• _WHAT IS BEING ASKED_: Below is a listing. Quote from it, exactly, the lines from the one containing "Write the React, TypeScript" down to the one containing "string; value: string;", both ends included, and nothing else.

• _DATA SUPPLIED_:
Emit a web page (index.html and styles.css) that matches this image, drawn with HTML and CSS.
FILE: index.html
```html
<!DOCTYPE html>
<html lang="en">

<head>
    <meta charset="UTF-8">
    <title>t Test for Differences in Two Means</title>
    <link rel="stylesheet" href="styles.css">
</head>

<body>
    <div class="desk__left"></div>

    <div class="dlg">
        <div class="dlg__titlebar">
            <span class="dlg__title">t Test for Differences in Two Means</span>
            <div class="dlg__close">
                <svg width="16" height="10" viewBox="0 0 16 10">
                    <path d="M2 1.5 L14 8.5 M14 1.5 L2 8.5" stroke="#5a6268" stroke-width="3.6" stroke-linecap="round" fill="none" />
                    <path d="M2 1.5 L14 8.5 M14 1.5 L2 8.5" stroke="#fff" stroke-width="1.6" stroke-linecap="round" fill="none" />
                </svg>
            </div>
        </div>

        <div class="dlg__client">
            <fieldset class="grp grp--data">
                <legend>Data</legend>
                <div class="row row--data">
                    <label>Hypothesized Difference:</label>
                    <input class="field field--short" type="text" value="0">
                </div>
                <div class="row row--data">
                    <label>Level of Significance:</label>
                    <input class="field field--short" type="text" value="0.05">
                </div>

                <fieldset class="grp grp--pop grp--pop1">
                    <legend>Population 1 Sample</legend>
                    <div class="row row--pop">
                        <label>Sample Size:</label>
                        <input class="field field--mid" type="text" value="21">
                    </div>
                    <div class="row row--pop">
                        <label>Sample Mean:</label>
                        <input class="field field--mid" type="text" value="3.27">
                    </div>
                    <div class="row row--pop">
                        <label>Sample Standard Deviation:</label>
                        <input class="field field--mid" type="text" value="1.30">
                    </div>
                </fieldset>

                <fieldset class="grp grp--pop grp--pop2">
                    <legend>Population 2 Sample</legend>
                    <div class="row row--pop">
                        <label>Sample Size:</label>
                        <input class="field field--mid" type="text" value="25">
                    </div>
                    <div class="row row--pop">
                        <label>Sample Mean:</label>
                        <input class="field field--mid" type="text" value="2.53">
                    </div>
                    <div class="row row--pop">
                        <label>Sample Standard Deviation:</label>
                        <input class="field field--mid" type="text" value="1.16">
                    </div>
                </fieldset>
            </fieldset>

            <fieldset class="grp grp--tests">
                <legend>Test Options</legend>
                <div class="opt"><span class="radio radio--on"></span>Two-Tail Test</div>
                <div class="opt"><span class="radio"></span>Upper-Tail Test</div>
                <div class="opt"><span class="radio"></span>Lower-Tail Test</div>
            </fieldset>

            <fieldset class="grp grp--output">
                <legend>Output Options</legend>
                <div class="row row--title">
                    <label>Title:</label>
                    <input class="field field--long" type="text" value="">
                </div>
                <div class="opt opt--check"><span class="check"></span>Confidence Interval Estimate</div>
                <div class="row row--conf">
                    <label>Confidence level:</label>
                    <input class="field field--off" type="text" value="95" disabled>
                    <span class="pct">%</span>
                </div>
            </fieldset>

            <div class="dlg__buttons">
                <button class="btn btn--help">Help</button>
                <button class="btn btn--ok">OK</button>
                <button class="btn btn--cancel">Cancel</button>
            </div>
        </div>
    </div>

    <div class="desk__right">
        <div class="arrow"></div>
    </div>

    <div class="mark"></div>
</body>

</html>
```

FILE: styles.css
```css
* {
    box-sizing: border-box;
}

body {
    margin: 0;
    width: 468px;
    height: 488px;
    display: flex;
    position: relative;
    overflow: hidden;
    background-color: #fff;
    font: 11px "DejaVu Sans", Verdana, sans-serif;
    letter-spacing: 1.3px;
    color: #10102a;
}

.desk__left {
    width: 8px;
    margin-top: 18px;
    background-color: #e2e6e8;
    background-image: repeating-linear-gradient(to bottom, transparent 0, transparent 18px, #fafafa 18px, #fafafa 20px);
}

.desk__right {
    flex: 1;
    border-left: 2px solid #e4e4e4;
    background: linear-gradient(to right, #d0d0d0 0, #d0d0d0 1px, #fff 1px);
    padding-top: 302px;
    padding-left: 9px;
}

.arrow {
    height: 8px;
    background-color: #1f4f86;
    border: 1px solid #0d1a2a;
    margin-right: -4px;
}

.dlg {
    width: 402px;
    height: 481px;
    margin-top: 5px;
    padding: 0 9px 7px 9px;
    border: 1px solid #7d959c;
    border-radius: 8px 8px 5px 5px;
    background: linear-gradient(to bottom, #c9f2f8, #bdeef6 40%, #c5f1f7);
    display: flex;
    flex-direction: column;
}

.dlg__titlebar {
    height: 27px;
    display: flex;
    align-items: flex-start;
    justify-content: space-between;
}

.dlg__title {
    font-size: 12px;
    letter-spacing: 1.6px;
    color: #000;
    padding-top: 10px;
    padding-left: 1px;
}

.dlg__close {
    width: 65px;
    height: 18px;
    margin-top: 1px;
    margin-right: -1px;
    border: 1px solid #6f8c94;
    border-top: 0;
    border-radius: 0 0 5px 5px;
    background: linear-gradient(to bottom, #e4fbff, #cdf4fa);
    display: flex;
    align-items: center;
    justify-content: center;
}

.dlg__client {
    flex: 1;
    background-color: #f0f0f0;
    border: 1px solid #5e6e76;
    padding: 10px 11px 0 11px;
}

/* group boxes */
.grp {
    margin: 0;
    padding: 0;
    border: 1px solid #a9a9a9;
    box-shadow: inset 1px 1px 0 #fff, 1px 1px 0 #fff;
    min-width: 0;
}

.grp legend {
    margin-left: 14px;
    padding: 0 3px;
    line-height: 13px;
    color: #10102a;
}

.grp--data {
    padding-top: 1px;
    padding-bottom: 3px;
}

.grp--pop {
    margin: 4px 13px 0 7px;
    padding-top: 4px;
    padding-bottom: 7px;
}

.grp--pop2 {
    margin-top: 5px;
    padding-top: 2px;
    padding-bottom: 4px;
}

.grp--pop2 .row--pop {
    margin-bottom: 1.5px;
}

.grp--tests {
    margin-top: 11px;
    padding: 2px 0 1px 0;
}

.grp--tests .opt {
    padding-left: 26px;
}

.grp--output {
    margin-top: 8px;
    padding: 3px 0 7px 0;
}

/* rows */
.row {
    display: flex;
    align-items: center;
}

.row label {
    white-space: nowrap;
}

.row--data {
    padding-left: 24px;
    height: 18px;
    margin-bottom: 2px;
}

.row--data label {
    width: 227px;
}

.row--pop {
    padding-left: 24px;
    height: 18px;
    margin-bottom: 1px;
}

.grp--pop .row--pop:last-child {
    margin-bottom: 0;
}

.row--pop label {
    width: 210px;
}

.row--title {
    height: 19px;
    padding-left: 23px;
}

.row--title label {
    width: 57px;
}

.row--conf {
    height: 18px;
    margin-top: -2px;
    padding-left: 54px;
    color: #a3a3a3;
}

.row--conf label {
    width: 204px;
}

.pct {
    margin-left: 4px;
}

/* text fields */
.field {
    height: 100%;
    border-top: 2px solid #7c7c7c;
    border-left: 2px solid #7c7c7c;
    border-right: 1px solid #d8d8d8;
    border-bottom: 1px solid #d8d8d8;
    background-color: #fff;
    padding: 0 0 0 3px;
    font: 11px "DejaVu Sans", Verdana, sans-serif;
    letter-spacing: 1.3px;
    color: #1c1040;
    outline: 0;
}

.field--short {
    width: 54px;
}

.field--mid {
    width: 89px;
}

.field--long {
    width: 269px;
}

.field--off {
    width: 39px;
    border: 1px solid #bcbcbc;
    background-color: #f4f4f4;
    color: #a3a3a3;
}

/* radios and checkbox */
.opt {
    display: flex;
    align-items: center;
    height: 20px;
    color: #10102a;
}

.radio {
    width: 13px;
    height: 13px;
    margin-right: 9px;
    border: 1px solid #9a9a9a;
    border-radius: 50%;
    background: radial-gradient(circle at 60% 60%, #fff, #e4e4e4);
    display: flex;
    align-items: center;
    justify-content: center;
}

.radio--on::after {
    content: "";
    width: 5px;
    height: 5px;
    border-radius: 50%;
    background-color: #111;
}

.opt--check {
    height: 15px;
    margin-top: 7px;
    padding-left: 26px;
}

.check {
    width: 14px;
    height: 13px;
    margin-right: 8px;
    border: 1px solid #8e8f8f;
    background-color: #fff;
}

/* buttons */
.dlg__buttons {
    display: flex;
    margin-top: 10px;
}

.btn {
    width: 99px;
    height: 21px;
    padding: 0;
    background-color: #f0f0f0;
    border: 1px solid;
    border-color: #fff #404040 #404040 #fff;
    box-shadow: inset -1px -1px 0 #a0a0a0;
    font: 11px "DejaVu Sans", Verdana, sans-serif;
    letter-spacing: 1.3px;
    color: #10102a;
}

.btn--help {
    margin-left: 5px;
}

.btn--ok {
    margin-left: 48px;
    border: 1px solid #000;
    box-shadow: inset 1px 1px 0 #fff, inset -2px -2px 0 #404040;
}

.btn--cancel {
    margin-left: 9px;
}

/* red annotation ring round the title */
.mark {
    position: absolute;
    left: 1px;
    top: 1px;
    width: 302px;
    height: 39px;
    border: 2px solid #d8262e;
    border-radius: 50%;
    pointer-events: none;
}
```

==

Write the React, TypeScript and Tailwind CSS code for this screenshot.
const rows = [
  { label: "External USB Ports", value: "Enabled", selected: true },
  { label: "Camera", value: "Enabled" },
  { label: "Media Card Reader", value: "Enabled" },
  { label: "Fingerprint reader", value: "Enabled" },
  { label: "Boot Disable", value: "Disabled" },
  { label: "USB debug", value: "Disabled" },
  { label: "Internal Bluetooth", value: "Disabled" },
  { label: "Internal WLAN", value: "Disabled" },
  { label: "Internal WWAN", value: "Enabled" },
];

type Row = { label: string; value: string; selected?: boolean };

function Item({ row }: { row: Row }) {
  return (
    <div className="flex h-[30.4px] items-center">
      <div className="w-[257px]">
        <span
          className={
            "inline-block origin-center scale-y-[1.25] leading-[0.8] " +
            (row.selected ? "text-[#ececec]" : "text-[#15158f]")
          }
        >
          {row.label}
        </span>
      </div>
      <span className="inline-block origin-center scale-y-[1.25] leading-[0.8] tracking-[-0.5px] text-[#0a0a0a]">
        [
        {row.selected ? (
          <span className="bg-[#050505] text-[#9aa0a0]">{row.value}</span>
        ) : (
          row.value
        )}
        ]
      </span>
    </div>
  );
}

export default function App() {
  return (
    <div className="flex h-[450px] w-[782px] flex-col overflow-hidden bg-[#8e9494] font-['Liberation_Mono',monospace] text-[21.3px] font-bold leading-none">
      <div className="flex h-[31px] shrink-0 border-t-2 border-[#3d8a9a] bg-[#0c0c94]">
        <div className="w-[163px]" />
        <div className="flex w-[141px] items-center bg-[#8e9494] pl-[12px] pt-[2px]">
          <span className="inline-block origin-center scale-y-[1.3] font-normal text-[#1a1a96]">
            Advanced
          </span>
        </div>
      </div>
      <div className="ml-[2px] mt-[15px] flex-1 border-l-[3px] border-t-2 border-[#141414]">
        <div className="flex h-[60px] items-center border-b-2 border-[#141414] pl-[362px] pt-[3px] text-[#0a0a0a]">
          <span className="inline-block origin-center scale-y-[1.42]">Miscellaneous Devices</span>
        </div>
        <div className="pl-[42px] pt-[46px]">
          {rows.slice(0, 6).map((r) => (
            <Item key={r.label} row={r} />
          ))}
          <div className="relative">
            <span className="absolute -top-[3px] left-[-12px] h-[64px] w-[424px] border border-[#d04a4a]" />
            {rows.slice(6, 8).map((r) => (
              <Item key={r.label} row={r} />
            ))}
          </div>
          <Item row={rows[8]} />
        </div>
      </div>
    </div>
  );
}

==

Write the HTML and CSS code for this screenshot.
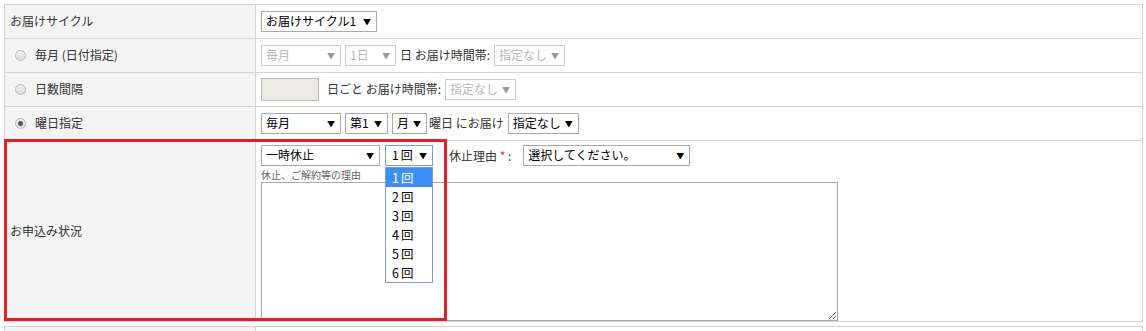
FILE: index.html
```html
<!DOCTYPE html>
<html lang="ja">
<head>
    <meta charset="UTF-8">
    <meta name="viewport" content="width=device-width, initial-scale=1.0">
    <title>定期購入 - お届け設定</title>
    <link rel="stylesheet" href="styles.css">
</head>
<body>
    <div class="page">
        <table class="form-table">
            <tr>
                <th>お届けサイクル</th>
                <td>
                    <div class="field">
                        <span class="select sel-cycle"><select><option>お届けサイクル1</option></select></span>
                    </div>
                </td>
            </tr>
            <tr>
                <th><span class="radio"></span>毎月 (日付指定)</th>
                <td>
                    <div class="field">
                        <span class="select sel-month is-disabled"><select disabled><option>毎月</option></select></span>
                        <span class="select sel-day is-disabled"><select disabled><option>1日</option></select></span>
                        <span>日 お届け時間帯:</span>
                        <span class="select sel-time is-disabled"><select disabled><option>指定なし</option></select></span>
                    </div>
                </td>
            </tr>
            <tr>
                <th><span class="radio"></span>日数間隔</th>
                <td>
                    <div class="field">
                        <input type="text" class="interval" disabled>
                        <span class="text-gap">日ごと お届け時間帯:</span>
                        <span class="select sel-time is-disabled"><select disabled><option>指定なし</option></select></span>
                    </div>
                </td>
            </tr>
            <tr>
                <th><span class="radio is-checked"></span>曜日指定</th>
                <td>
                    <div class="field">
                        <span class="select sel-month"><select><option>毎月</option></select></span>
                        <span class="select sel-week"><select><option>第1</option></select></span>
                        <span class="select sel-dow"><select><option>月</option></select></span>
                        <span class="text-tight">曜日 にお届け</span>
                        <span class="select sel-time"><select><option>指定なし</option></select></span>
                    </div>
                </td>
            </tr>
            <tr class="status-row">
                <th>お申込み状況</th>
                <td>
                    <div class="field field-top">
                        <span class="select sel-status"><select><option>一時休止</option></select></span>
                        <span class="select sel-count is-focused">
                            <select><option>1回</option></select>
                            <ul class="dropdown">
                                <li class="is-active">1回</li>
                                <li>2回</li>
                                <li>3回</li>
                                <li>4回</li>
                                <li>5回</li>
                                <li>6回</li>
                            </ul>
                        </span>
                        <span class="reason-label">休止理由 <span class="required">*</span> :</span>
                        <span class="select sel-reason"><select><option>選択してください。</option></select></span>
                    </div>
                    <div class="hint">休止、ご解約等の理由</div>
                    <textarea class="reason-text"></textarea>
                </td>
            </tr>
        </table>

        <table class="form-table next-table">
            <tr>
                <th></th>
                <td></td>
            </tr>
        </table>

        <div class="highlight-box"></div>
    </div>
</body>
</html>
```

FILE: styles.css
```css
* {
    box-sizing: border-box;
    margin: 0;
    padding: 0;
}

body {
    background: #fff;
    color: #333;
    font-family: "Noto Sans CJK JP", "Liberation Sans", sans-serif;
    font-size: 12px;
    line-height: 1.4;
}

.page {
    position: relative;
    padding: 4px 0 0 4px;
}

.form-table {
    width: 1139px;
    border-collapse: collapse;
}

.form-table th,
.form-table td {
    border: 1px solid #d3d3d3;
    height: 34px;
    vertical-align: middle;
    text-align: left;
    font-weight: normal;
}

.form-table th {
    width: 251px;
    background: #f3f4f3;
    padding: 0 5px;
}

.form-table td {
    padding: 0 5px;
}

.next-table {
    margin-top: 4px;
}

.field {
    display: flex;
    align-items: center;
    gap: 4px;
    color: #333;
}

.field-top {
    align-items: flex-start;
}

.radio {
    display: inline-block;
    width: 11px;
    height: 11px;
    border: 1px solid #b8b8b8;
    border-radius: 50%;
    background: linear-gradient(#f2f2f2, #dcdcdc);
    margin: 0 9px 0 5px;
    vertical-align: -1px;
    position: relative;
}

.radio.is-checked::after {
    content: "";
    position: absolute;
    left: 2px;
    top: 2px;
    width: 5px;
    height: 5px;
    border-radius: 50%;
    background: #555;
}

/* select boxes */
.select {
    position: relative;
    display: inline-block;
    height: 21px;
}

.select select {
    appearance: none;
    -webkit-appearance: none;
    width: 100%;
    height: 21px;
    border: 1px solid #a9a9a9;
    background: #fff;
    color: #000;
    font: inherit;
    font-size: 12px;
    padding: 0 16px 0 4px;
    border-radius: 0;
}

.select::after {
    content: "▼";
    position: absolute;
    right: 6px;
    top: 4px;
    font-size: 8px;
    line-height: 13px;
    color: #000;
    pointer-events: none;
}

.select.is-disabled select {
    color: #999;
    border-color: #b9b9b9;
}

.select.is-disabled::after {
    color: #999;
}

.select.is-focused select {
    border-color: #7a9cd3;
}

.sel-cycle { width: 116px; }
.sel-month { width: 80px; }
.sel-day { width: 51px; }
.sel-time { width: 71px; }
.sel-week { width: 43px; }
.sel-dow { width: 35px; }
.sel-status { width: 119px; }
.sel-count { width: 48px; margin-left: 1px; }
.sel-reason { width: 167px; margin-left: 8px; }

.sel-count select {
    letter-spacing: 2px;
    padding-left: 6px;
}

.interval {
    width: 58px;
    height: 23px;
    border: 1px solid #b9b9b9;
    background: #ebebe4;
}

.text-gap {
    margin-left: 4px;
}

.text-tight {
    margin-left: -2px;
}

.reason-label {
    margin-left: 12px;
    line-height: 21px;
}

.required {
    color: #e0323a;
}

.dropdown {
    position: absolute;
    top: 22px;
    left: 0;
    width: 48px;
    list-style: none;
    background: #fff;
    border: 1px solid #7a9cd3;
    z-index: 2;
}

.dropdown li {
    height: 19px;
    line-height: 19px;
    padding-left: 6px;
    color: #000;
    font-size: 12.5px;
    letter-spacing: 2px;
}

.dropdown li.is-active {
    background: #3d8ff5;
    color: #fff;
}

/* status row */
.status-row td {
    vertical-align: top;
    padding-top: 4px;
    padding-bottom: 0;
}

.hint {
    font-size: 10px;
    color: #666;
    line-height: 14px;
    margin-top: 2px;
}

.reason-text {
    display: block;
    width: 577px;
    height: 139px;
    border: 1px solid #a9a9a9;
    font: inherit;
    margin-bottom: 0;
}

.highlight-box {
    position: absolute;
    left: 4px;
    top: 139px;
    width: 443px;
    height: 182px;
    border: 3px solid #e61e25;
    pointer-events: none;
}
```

• _EXERCISE SOLUTION_:
Write the React, TypeScript and Tailwind CSS code for this screenshot.
const rows = [
  { label: "External USB Ports", value: "Enabled", selected: true },
  { label: "Camera", value: "Enabled" },
  { label: "Media Card Reader", value: "Enabled" },
  { label: "Fingerprint reader", value: "Enabled" },
  { label: "Boot Disable", value: "Disabled" },
  { label: "USB debug", value: "Disabled" },
  { label: "Internal Bluetooth", value: "Disabled" },
  { label: "Internal WLAN", value: "Disabled" },
  { label: "Internal WWAN", value: "Enabled" },
];

type Row = { label: string; value: string; selected?: boolean };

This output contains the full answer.